Request
Exactly and only the lines from the one containing "Rebuild this screenshot" through the one containing "const YELLOW = '#fdd84b';" belong in your copy. Pictures do not.

Given records
####
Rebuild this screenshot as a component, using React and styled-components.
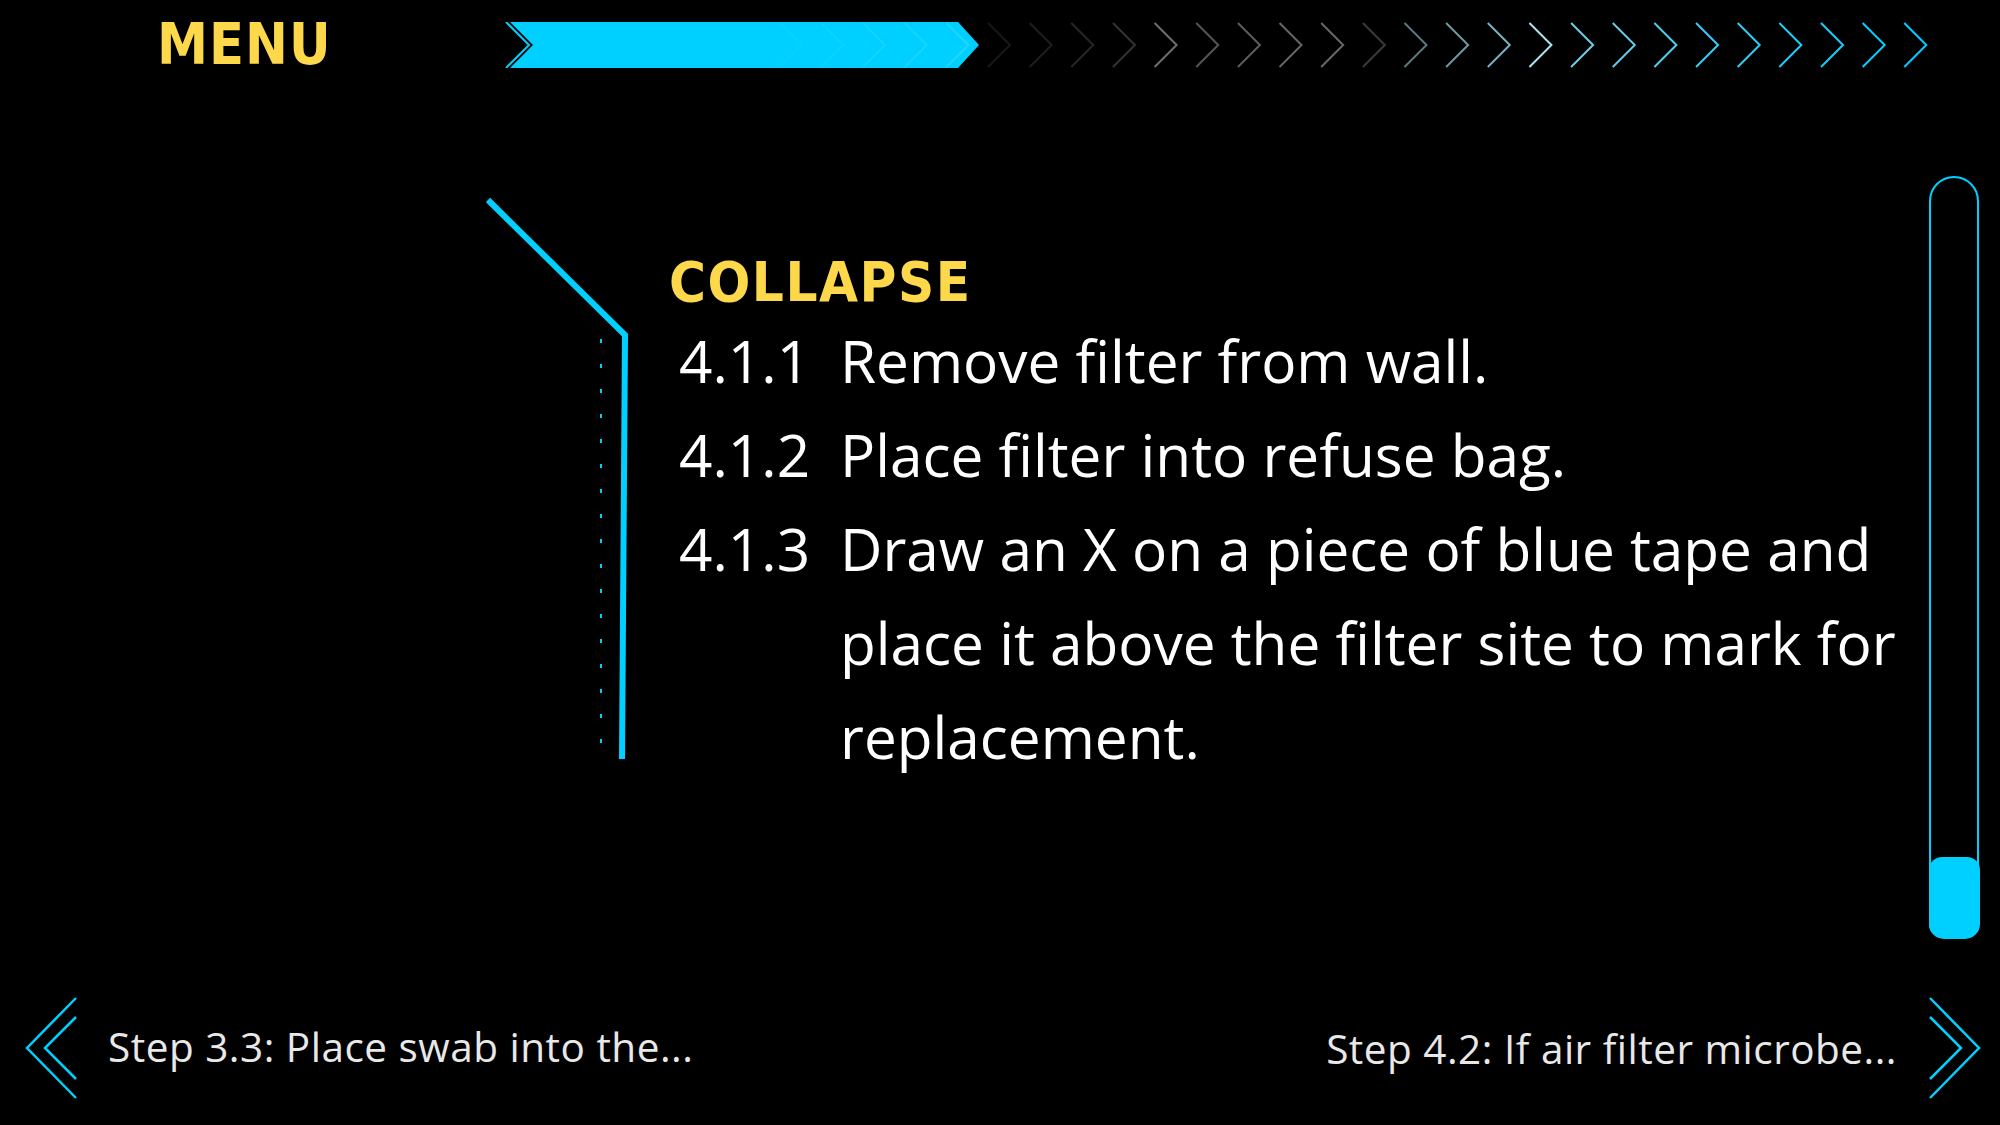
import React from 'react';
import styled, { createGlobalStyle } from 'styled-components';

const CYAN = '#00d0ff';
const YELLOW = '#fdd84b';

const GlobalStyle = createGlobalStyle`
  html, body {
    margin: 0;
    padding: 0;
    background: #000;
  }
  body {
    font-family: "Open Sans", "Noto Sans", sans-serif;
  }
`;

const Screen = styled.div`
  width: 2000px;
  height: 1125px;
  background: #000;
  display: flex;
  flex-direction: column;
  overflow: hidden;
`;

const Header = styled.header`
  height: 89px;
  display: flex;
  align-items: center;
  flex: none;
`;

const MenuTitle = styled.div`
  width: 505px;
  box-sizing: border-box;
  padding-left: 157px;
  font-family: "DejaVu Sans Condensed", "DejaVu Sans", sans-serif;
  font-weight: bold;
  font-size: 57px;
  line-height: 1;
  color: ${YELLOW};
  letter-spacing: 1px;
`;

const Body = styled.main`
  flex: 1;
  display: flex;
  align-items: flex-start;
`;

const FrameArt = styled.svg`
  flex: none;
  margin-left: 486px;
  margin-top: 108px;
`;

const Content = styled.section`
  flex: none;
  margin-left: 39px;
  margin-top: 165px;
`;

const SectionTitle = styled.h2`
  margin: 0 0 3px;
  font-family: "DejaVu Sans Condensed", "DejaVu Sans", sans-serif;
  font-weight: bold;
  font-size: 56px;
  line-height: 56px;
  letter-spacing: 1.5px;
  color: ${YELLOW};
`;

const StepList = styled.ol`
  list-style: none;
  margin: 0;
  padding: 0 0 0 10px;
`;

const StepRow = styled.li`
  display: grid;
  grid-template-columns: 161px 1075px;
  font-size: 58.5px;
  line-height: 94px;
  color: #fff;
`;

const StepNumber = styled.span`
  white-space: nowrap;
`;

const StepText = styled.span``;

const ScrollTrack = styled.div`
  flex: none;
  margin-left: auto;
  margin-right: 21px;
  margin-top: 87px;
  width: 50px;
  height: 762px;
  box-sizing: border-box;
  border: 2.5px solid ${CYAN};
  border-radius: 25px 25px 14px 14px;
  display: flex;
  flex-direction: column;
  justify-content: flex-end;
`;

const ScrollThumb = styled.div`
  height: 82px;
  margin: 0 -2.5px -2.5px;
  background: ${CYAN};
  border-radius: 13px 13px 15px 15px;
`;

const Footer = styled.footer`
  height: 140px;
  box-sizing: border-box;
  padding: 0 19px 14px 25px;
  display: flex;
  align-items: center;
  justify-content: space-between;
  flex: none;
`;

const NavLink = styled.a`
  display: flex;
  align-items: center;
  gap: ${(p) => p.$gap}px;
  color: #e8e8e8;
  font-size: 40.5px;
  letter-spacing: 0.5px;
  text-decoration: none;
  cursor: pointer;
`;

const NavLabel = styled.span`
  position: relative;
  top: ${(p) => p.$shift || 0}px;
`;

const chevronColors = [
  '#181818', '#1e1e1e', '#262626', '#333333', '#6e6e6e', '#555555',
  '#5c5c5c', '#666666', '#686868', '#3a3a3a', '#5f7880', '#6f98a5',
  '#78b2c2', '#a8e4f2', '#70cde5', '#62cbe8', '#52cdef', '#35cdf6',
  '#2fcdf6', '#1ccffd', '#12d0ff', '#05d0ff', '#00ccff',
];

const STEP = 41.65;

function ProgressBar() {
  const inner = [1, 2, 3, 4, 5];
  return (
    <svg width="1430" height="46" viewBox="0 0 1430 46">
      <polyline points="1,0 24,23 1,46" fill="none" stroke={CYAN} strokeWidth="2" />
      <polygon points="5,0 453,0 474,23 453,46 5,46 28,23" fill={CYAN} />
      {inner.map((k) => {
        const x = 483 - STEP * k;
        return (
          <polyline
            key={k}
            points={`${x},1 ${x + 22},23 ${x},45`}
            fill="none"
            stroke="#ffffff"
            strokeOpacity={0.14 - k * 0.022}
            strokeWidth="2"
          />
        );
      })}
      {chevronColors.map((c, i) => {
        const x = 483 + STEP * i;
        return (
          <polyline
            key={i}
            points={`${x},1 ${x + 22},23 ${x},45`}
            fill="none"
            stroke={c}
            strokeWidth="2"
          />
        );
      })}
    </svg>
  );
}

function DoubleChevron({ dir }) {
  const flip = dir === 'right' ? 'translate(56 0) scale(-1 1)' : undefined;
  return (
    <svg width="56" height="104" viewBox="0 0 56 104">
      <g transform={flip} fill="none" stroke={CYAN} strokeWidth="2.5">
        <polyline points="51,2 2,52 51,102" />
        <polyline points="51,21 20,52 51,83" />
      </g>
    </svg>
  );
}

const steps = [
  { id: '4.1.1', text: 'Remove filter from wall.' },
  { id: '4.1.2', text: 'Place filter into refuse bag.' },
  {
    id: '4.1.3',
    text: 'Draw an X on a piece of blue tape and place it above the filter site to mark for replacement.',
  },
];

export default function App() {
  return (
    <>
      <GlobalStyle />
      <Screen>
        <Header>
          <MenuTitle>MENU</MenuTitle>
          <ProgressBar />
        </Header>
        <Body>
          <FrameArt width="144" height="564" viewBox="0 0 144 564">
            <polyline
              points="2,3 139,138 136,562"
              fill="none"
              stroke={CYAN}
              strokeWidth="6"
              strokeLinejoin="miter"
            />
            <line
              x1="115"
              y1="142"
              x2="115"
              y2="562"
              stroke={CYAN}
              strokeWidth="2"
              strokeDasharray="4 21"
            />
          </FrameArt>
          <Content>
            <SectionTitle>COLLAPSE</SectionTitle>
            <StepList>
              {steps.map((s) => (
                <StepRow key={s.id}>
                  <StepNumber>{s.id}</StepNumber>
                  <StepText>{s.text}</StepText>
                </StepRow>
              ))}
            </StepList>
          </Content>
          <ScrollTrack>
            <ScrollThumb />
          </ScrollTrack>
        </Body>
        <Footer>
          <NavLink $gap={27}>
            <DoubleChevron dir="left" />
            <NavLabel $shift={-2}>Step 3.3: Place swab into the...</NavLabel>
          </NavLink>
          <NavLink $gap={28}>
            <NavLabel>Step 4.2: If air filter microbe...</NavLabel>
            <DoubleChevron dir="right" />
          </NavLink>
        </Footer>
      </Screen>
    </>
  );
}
####
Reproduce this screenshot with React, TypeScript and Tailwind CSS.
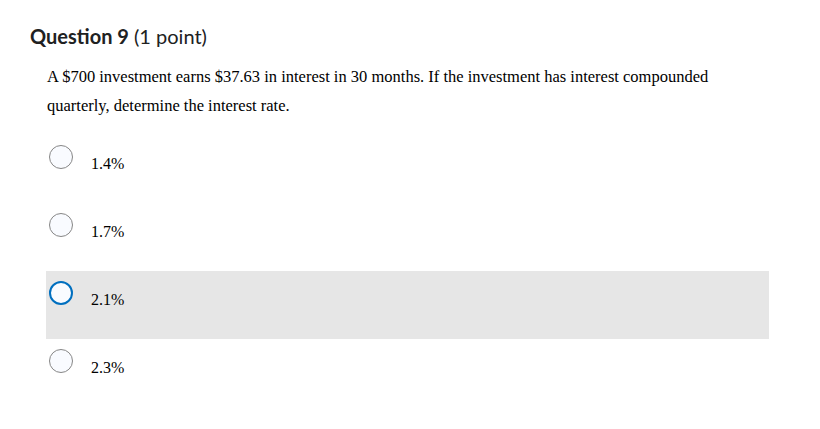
####
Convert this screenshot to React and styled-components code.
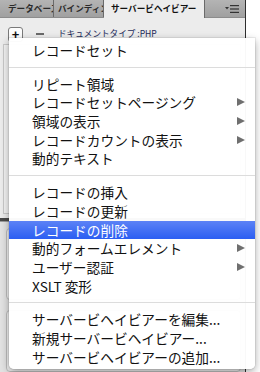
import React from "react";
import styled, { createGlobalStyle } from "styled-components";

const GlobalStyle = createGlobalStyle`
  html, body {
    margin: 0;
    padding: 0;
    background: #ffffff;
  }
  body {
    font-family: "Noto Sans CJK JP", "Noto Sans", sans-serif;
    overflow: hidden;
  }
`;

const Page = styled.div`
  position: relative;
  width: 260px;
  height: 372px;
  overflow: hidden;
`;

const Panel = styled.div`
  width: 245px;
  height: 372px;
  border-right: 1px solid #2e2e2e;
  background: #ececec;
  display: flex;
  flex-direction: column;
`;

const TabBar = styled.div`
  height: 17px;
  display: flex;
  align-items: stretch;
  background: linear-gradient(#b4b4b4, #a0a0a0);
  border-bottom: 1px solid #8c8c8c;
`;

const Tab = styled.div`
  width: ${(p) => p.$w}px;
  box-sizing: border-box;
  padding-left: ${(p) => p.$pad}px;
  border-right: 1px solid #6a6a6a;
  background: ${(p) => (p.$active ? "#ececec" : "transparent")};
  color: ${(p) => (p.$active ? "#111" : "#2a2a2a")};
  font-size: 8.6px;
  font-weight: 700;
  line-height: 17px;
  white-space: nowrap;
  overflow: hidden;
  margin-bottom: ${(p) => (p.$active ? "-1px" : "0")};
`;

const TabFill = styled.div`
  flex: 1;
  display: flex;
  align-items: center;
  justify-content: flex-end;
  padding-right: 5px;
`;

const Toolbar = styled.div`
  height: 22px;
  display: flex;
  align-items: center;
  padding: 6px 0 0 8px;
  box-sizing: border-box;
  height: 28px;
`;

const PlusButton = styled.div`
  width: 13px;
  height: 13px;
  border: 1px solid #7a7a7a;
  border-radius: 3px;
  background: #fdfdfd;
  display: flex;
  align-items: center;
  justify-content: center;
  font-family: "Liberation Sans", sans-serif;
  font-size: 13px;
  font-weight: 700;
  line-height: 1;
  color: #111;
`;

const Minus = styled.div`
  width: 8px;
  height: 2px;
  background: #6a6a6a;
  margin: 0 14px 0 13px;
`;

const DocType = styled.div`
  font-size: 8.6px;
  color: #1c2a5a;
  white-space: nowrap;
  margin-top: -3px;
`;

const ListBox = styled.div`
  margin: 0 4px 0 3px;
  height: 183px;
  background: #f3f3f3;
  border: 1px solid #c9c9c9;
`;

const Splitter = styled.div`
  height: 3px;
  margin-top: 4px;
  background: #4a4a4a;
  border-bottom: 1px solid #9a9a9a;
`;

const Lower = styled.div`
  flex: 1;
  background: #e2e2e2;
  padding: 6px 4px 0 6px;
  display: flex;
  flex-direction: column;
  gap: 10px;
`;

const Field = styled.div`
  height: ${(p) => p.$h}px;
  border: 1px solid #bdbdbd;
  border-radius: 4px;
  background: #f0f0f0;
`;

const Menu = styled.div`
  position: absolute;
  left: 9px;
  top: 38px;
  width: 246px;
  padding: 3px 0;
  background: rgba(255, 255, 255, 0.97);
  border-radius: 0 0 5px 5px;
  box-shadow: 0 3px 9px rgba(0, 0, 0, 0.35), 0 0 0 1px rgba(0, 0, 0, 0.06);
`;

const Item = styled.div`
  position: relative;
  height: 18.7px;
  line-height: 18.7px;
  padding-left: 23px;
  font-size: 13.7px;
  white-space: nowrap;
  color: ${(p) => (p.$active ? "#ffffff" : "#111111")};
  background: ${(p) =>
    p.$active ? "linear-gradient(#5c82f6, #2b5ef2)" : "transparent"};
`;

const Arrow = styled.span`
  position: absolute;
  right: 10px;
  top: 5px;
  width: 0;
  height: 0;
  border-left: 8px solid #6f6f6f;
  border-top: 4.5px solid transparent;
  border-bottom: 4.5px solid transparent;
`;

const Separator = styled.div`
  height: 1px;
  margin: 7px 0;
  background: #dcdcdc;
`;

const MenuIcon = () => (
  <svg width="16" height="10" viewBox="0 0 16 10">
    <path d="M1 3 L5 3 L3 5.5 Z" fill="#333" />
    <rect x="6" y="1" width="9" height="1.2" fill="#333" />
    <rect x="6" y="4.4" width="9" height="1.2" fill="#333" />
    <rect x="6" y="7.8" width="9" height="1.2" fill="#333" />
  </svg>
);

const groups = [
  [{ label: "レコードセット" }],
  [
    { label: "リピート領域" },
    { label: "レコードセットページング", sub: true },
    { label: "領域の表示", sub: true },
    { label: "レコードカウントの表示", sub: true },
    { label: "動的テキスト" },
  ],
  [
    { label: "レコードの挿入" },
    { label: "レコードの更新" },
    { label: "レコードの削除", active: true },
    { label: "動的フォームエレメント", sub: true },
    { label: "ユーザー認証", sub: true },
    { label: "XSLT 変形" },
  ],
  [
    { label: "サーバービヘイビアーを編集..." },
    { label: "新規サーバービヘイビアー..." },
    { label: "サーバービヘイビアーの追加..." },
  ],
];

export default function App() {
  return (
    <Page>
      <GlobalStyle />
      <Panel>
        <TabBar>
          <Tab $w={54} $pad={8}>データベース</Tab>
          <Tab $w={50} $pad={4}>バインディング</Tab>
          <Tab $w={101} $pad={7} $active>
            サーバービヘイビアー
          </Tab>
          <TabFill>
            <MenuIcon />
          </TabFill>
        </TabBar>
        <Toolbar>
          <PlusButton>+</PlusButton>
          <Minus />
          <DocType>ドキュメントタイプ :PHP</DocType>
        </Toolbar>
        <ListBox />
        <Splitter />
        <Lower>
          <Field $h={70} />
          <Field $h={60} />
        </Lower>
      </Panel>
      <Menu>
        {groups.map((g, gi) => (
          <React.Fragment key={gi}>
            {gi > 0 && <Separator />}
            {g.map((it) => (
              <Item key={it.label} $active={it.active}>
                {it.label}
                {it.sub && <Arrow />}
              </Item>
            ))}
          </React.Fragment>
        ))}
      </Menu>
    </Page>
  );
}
####
Response
Rebuild this screenshot as a component, using React and styled-components.
import React from 'react';
import styled, { createGlobalStyle } from 'styled-components';

const CYAN = '#00d0ff';
const YELLOW = '#fdd84b';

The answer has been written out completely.